> _WHAT YOU HAVE TO DO_
Find every line containing the word "TypeScript" in the records below; report only how many there are.

**** DATA LISTING

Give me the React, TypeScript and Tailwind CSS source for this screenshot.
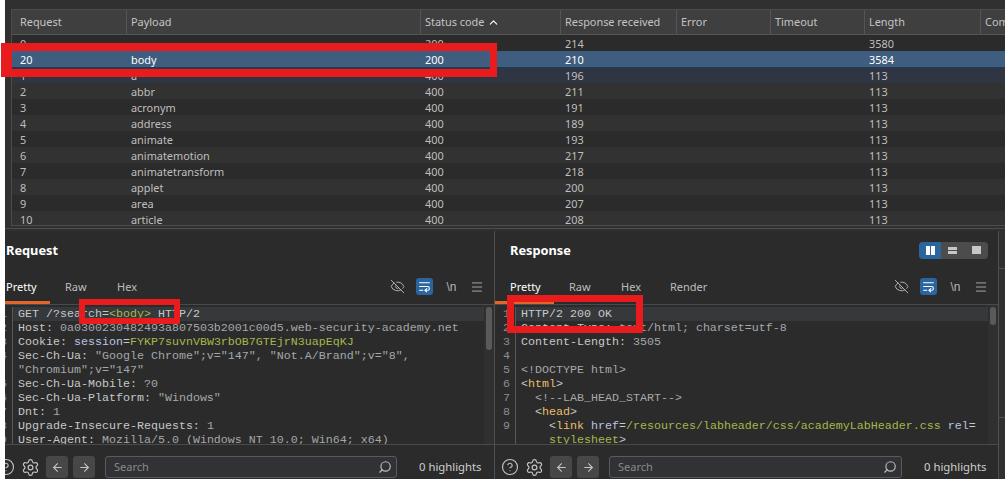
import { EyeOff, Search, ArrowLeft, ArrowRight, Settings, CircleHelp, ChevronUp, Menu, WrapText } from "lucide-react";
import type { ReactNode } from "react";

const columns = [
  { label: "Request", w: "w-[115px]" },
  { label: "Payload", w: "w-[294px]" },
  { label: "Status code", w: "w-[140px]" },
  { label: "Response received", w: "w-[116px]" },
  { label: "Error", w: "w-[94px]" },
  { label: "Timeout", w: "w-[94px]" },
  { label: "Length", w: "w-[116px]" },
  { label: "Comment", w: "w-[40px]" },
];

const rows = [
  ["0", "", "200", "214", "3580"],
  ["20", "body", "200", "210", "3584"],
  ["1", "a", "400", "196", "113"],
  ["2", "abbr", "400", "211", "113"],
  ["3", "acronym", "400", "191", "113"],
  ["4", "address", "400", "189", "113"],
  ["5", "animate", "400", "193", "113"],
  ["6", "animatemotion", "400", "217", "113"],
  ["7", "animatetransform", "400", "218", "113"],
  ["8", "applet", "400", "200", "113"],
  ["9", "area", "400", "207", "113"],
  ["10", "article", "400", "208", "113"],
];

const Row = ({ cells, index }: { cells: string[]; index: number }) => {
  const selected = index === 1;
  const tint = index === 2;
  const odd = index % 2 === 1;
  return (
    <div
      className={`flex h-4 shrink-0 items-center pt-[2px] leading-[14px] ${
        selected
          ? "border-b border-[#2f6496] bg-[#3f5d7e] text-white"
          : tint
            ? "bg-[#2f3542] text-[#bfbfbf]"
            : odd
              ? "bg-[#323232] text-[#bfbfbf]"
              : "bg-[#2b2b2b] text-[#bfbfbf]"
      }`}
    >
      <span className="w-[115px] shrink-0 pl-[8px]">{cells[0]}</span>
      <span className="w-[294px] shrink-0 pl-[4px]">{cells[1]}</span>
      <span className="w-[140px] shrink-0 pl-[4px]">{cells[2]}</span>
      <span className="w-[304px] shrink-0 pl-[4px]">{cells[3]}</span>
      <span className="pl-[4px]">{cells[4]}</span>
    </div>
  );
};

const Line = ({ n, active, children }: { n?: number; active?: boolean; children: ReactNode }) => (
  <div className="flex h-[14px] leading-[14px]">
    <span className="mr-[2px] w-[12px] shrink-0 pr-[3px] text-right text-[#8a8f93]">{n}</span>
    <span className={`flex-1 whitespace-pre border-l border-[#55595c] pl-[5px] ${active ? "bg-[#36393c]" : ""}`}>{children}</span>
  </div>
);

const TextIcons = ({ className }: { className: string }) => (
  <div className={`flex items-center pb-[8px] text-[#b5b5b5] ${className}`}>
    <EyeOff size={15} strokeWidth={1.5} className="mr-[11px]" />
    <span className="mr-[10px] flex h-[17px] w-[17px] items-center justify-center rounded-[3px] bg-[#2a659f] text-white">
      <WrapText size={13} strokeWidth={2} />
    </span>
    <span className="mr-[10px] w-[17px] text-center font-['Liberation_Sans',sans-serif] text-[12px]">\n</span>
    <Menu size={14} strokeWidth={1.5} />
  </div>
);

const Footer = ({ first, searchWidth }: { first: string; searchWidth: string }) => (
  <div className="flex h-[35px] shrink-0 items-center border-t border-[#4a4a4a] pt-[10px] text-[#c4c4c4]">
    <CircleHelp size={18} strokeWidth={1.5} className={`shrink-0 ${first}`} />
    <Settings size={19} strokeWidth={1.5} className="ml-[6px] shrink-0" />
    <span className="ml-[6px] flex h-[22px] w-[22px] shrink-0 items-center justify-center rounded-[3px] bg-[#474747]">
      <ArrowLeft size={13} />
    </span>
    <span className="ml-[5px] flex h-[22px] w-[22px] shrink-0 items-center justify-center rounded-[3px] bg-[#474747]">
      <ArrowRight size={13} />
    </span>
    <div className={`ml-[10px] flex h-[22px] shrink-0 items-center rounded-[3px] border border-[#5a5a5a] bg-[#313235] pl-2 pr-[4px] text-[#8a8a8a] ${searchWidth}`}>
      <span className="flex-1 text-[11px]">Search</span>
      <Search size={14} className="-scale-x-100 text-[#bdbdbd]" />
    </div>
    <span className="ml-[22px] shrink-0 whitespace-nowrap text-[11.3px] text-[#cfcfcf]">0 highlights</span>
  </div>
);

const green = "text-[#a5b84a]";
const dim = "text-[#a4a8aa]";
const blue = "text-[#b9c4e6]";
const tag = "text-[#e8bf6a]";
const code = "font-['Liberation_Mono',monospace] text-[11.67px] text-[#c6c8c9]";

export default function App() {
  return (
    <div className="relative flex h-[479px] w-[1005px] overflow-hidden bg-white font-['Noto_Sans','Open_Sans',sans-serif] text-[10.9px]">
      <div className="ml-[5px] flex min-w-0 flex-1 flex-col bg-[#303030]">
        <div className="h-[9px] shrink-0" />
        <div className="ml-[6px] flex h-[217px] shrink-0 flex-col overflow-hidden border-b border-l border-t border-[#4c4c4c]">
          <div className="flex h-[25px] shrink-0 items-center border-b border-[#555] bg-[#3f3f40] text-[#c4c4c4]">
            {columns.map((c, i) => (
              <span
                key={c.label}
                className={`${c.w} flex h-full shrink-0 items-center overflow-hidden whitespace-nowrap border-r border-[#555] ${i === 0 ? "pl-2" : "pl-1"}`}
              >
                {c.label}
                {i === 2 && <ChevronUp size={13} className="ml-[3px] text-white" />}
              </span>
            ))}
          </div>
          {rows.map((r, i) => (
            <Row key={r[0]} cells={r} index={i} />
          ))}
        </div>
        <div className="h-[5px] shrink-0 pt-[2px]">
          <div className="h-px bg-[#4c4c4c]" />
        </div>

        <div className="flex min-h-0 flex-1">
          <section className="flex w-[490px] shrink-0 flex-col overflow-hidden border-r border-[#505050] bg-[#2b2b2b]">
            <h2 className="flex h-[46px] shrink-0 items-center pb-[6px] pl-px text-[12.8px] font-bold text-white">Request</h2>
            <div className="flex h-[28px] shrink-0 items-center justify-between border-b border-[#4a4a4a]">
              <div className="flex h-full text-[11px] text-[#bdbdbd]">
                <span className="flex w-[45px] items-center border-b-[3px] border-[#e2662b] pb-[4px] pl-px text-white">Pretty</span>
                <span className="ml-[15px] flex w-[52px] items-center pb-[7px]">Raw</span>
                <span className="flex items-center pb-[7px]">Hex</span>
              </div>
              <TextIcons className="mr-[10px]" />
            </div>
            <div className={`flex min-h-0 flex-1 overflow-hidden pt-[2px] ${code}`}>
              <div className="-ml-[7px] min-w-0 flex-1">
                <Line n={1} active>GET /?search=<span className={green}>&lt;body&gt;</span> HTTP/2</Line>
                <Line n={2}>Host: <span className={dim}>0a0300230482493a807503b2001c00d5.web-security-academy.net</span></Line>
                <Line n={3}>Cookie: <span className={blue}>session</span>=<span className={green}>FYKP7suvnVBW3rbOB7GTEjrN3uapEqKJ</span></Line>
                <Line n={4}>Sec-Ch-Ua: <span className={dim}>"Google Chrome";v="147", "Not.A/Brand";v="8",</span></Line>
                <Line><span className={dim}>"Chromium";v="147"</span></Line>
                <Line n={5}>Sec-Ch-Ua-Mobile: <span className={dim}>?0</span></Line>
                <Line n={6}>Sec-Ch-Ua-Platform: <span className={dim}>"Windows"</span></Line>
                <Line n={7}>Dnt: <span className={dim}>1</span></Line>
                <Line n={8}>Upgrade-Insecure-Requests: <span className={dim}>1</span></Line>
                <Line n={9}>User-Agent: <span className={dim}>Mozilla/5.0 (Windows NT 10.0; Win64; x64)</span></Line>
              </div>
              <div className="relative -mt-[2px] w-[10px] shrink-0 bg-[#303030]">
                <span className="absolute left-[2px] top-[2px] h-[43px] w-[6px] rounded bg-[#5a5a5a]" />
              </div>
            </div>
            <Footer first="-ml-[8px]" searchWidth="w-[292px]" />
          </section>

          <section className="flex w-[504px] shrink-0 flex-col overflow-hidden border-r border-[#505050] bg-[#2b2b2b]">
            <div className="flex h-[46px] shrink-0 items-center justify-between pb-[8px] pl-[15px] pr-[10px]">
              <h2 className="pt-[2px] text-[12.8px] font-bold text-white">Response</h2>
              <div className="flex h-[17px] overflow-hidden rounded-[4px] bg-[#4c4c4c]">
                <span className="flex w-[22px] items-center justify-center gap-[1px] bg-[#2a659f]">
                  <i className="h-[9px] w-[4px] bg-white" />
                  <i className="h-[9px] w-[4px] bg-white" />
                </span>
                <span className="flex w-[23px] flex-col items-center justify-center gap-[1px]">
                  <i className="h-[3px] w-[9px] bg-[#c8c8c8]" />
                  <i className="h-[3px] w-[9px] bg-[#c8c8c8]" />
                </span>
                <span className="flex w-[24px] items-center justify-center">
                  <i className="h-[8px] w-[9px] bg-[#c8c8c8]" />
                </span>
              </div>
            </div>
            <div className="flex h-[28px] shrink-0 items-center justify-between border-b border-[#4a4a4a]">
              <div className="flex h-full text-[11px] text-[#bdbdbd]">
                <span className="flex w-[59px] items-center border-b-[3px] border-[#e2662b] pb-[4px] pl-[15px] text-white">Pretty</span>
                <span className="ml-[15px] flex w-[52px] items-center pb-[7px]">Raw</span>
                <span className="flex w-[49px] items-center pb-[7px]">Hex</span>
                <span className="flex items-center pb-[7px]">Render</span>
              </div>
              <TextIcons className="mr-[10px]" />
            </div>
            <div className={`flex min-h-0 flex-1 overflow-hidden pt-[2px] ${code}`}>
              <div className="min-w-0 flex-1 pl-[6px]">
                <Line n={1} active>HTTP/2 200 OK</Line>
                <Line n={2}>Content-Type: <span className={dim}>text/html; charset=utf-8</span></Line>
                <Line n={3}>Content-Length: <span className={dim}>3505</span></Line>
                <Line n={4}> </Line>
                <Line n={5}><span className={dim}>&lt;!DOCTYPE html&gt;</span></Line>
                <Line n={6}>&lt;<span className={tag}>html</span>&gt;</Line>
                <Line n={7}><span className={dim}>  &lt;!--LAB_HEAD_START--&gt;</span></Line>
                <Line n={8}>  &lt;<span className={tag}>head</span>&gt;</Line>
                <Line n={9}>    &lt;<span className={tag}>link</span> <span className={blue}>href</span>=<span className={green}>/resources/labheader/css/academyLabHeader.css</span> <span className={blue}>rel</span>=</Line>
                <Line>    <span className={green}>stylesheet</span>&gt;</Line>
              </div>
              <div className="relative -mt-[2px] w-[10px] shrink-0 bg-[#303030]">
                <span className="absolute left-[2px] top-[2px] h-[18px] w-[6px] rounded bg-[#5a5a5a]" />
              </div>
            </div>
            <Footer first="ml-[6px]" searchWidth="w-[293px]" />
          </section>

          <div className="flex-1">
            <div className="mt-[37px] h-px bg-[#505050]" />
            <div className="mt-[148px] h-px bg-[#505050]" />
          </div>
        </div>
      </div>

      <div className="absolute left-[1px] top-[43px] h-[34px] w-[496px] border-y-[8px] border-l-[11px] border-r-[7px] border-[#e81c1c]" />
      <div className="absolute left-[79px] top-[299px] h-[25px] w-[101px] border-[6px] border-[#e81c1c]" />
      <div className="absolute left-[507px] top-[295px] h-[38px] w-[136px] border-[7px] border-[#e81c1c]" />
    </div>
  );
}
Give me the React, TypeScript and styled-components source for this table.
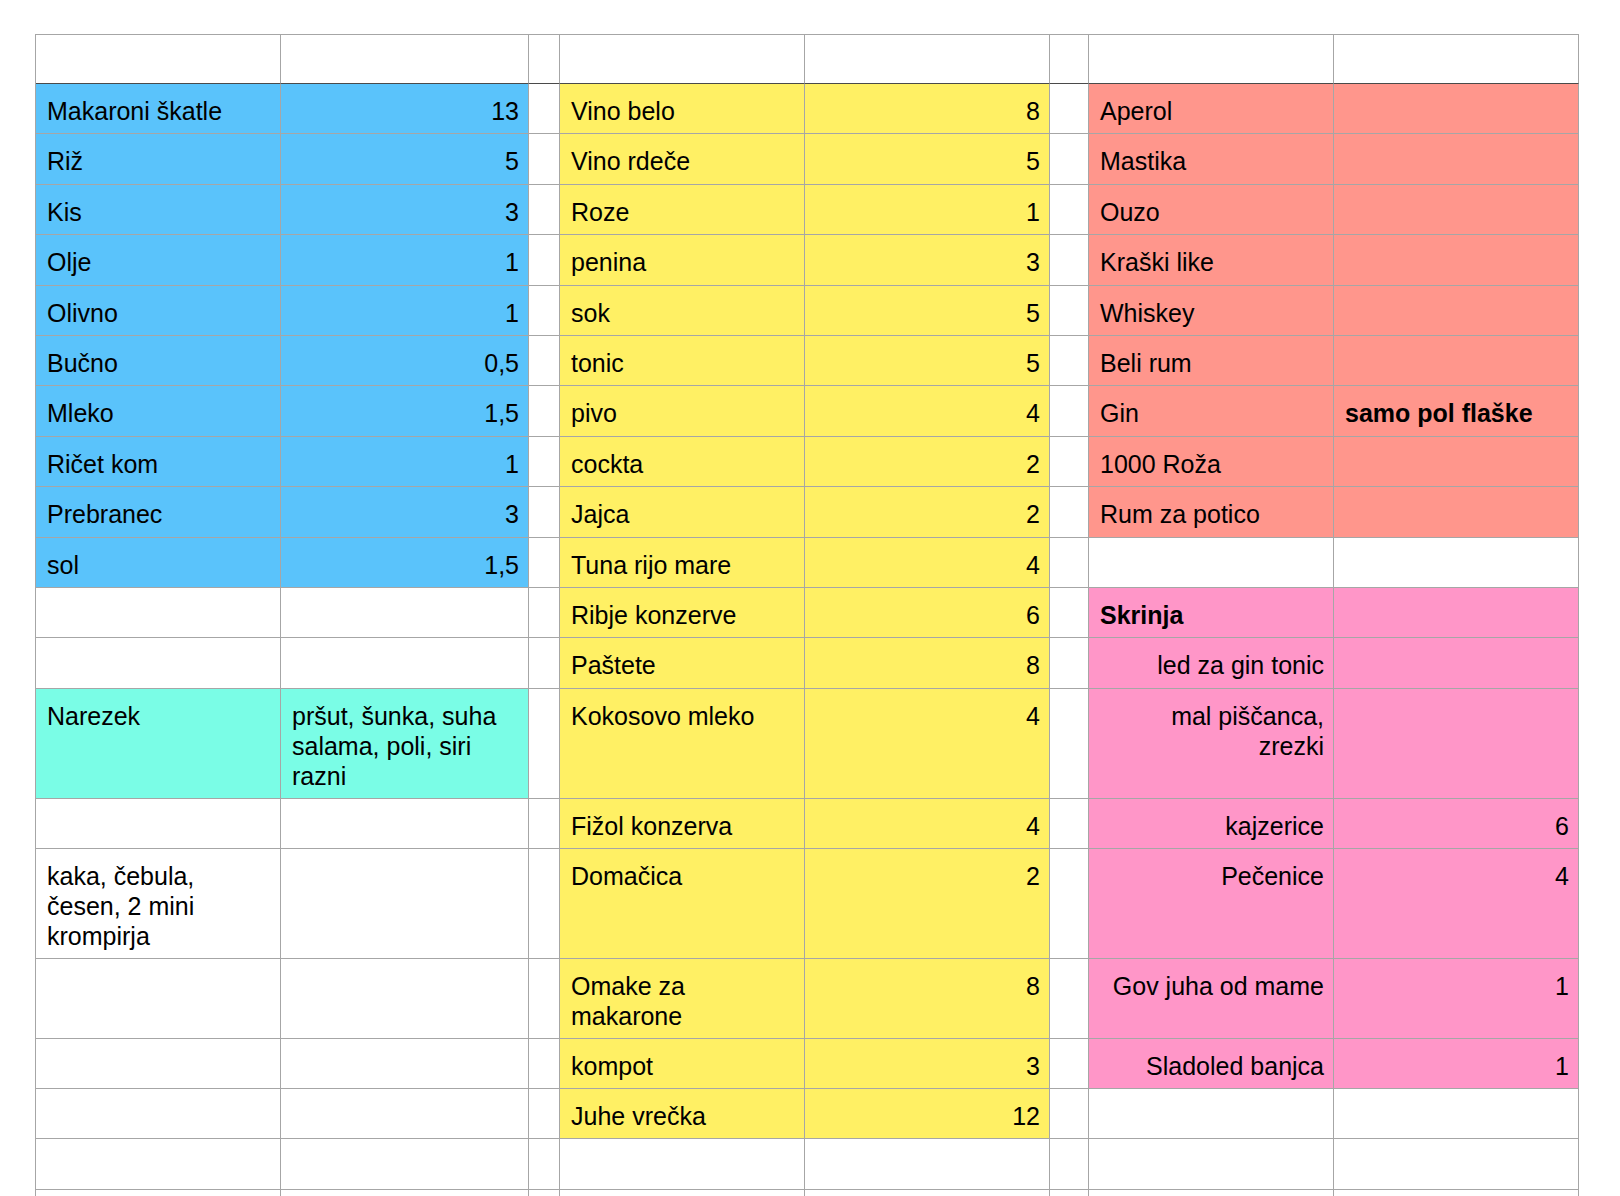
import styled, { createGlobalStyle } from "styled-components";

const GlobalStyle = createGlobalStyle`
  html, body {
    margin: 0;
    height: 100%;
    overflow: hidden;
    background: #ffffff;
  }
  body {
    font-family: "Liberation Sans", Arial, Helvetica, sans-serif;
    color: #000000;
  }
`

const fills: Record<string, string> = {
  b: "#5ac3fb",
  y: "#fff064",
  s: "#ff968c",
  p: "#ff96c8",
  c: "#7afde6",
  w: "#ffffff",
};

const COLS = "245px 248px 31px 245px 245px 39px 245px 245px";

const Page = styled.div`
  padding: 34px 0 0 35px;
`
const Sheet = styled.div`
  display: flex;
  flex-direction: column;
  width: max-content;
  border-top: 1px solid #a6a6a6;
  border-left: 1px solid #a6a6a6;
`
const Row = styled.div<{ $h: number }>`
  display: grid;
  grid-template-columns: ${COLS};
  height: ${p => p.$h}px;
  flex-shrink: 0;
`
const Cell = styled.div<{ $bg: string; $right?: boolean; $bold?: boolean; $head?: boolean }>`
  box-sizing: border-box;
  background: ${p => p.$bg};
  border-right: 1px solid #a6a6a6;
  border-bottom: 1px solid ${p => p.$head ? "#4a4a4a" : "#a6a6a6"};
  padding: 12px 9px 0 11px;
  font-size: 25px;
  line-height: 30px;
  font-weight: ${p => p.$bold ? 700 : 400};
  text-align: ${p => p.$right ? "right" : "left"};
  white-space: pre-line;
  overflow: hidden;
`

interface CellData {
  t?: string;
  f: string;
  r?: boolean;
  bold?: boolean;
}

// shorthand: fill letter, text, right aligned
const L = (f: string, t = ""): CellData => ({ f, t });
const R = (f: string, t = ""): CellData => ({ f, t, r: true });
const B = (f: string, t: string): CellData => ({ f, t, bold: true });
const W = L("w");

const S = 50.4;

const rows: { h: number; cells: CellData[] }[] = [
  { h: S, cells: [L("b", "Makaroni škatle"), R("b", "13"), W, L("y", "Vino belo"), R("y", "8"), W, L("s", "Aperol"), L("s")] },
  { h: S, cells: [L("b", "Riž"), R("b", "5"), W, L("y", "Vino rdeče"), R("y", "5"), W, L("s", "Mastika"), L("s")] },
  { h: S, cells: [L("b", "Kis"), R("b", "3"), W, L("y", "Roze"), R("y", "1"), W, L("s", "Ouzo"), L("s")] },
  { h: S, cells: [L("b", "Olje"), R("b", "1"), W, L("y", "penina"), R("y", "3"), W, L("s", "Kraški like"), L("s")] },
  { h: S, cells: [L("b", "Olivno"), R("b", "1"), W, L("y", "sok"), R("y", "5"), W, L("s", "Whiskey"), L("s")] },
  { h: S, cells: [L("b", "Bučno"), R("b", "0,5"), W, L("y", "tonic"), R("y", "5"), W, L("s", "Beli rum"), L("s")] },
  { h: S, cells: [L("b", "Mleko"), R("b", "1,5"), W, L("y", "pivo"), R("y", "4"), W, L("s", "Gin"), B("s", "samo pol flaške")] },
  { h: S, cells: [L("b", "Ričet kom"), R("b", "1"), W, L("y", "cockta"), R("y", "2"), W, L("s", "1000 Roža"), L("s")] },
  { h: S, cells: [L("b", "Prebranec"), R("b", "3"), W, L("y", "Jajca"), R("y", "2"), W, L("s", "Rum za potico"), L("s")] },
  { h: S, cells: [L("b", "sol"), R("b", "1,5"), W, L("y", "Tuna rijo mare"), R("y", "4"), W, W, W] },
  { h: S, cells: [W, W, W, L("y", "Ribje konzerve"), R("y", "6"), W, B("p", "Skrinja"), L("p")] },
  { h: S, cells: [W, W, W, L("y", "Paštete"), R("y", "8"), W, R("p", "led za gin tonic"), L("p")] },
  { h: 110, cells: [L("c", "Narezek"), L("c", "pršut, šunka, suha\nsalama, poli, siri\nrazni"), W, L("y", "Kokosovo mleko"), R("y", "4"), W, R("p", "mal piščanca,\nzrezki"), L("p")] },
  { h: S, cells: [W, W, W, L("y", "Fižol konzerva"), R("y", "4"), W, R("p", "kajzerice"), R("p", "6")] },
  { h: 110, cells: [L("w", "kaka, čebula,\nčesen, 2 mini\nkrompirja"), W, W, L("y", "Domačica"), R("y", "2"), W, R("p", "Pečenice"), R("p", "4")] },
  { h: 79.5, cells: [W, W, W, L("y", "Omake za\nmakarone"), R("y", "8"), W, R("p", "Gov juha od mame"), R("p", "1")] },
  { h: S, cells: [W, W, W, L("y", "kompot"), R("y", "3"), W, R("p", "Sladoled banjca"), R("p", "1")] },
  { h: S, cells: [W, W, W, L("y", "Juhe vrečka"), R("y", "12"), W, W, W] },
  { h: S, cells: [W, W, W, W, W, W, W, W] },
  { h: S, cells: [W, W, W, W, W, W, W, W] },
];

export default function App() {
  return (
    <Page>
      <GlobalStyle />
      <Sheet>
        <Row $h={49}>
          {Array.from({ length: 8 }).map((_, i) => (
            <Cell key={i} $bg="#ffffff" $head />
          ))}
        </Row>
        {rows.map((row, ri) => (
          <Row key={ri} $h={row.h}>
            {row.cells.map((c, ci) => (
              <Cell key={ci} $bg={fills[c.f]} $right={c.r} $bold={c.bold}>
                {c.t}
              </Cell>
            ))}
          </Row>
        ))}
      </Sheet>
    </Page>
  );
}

********

> _ANSWER BELOW_
2